A Stripped Down Version of RV

While range voting seems like a very attractive idea, getting it adopted in real political elections would be very difficult. To my knowledge, no jurisdictions anywhere in the world use RV. Certainly the fact that it sounds complicated and would increase election costs is an important factor. So it might be useful to start with a simplified version.

The simplest possible case is RV with range 0, and 1. This has a name of its own: approval voting (AV). It is easily described by saying that voters simply indicate subsets of the candidates that they approve of, or consider acceptable. So, if there are seven candidates, a voter might check 3 of them (assign weights of 1), and reject the other 4 (assign 0 weights). An AV election might be thought of as an ordinary PV election in which over-voting is allowed. The winner is simply the candidate with the most 1's.
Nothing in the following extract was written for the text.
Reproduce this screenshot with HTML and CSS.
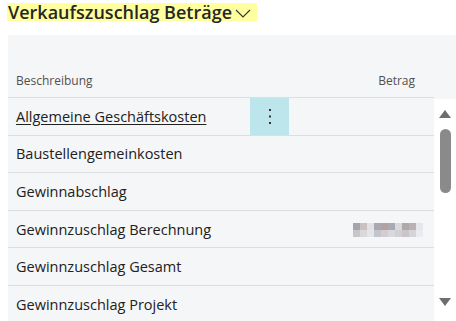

AV effectively solves the lesser evil problem, since, as in the case for a larger range, approving one's favorite candidate cannot help elect the candidate one dislikes the most. It also helps with cases such as Example 1, since if the majority favoring A also likes B, it is likely that many of them will vote for B as well as for A. Approval voting seems to be a clear improvement over PV, while being no more costly. Adopting it would therefore be a positive step in itself, and, if people like it, could also help get a more sophisticated version of RV adopted at a later time.